Across all the lines below, how many contain the string "page"? Please reply with the number only.
####################
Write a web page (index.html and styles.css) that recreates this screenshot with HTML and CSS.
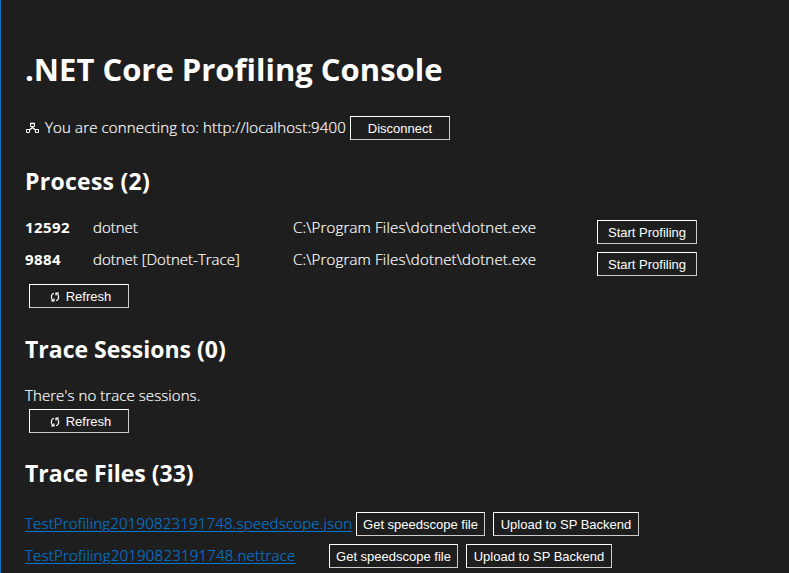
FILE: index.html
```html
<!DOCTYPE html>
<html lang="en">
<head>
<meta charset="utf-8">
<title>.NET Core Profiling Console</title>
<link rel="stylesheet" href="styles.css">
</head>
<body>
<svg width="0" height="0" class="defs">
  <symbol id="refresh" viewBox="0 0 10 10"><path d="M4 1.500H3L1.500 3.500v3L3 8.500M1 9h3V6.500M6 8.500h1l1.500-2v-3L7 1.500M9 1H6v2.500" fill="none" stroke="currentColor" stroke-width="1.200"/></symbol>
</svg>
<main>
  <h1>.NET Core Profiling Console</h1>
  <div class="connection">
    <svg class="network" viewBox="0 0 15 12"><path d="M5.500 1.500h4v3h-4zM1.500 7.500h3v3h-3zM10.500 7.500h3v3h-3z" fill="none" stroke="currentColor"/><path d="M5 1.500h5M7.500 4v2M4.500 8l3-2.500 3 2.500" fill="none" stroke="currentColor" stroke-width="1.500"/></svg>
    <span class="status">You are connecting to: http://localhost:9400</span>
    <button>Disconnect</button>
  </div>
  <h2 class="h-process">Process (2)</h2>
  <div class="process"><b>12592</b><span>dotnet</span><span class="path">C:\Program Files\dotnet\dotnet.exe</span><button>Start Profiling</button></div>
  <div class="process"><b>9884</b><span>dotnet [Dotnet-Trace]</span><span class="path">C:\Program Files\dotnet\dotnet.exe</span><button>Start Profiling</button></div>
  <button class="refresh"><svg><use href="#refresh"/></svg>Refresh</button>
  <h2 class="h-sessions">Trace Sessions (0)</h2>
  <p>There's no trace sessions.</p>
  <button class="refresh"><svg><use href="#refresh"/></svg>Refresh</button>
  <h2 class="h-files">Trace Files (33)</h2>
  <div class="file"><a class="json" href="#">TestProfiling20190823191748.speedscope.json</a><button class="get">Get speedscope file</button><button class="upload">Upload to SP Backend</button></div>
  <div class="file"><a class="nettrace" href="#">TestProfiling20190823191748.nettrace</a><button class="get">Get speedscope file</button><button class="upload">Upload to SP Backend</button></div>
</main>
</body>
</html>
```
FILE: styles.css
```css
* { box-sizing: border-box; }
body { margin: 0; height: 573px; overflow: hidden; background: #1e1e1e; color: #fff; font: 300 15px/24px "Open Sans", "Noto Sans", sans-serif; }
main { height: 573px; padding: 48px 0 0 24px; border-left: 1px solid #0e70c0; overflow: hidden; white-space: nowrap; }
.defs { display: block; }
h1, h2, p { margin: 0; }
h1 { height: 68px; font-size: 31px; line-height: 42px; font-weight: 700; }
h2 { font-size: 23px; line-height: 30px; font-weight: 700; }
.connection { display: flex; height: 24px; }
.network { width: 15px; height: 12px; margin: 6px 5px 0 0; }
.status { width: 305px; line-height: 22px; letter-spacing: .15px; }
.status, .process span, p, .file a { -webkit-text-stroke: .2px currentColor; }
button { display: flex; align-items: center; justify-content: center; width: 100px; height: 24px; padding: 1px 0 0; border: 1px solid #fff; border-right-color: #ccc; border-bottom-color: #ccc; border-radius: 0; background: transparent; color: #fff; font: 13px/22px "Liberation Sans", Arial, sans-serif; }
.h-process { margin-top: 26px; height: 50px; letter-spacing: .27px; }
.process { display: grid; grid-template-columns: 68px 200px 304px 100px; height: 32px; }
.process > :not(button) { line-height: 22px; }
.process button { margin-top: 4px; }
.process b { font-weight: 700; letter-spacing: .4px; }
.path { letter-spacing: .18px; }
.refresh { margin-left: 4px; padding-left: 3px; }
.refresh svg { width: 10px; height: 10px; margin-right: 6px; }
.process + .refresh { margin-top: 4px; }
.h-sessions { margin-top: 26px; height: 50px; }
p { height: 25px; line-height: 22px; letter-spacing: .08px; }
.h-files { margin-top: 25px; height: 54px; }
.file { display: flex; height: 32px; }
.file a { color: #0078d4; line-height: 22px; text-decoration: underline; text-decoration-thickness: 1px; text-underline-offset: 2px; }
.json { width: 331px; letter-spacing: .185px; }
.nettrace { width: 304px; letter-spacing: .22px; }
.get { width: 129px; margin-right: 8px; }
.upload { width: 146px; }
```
####################
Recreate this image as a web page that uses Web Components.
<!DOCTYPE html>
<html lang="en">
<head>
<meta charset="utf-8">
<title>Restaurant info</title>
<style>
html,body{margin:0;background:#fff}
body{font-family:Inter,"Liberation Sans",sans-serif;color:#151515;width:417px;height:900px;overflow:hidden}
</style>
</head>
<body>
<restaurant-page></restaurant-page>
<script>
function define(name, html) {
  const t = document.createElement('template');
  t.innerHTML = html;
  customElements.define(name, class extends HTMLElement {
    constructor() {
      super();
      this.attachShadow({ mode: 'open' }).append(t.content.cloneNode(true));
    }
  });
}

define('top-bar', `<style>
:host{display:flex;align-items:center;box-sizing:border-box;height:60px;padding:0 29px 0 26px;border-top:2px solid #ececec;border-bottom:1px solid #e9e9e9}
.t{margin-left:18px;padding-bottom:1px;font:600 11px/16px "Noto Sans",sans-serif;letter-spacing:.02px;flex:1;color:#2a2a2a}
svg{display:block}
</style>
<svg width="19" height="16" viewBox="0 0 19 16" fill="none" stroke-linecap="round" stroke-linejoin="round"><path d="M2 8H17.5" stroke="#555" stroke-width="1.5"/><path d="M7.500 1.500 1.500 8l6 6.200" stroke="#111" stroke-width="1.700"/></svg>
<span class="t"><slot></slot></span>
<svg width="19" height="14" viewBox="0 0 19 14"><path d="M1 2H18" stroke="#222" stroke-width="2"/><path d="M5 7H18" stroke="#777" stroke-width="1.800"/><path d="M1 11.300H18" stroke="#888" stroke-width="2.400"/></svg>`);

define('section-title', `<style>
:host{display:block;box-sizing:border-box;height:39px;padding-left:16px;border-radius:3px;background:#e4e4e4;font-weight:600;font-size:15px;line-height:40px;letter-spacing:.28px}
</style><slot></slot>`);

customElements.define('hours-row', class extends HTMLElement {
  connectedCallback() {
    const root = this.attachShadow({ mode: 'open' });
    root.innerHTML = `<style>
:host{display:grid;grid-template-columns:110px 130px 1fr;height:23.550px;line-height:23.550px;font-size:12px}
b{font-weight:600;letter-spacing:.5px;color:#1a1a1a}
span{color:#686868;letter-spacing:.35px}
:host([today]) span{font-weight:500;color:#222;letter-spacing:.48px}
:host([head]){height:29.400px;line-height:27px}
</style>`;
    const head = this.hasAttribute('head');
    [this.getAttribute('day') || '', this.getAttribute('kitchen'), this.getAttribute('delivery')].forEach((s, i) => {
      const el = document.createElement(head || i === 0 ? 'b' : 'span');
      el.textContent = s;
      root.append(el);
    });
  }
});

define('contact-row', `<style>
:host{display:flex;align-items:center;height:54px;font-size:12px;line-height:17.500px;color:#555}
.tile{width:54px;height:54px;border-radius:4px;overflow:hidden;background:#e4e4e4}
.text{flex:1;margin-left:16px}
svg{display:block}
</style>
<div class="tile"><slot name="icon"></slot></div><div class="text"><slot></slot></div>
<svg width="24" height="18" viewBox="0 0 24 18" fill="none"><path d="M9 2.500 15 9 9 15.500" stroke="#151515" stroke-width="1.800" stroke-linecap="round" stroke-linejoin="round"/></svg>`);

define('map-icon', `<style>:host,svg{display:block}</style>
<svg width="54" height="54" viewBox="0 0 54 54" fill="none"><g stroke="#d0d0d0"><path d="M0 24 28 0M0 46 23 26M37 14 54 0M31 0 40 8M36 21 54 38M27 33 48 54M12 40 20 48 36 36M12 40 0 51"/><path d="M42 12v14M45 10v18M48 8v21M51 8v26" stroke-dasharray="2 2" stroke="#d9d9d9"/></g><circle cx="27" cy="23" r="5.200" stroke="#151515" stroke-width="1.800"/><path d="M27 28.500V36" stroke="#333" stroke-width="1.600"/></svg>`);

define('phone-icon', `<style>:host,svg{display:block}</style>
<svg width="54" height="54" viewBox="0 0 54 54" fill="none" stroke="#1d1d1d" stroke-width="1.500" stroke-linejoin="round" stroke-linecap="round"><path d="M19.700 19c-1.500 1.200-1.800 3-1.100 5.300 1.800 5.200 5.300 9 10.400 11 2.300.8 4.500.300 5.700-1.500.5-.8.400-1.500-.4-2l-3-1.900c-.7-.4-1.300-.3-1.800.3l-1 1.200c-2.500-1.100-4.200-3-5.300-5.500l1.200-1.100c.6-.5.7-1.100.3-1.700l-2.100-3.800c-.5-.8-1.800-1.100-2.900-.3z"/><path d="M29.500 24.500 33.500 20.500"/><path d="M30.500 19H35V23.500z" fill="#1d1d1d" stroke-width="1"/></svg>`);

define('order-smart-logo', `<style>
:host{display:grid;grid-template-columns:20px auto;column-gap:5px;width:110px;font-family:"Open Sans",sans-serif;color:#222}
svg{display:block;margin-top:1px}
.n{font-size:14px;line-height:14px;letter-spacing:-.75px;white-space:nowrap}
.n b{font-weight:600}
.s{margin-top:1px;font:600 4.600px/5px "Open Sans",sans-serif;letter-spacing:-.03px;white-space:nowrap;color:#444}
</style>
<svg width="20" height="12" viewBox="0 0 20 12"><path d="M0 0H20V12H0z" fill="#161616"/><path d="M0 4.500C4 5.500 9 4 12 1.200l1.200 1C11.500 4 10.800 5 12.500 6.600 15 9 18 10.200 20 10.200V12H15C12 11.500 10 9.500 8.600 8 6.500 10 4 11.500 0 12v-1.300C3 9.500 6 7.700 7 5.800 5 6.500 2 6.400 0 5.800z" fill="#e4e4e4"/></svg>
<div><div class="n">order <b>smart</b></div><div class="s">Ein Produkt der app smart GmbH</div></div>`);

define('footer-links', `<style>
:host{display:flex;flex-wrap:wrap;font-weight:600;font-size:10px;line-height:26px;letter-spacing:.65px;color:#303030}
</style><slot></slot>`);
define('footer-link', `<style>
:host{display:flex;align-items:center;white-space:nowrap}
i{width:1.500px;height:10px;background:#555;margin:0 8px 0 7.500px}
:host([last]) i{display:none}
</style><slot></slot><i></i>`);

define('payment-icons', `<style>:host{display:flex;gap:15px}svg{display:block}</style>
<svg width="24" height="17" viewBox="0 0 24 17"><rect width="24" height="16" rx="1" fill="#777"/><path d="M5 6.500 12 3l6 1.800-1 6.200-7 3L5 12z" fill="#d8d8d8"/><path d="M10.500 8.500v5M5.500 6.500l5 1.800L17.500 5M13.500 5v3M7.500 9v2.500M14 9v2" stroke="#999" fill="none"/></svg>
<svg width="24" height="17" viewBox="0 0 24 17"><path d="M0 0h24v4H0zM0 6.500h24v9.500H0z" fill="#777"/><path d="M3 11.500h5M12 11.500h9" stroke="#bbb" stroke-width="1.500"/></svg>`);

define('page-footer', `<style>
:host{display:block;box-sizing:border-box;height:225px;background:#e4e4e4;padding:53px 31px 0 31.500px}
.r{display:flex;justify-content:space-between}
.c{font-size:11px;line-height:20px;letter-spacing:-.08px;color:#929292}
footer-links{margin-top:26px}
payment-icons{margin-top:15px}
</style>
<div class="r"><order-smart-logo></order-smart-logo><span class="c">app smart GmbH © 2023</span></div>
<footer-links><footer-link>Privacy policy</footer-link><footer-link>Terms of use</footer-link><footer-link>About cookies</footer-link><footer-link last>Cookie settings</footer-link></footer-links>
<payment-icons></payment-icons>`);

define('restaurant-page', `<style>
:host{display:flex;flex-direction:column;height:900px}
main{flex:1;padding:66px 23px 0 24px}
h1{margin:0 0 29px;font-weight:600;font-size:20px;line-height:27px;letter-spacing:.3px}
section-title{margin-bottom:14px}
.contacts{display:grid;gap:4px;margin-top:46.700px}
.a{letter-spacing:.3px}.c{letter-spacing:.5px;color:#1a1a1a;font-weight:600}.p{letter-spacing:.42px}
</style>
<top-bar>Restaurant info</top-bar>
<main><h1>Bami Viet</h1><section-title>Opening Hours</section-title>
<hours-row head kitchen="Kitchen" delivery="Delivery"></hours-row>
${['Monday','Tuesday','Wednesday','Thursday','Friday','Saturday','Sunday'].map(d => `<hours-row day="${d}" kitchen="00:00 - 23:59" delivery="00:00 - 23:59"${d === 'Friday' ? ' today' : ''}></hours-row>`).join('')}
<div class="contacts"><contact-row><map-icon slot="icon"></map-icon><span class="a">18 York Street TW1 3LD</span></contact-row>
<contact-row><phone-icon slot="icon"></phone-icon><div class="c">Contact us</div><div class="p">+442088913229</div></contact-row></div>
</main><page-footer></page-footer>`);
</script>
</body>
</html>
####################
Exercise result
6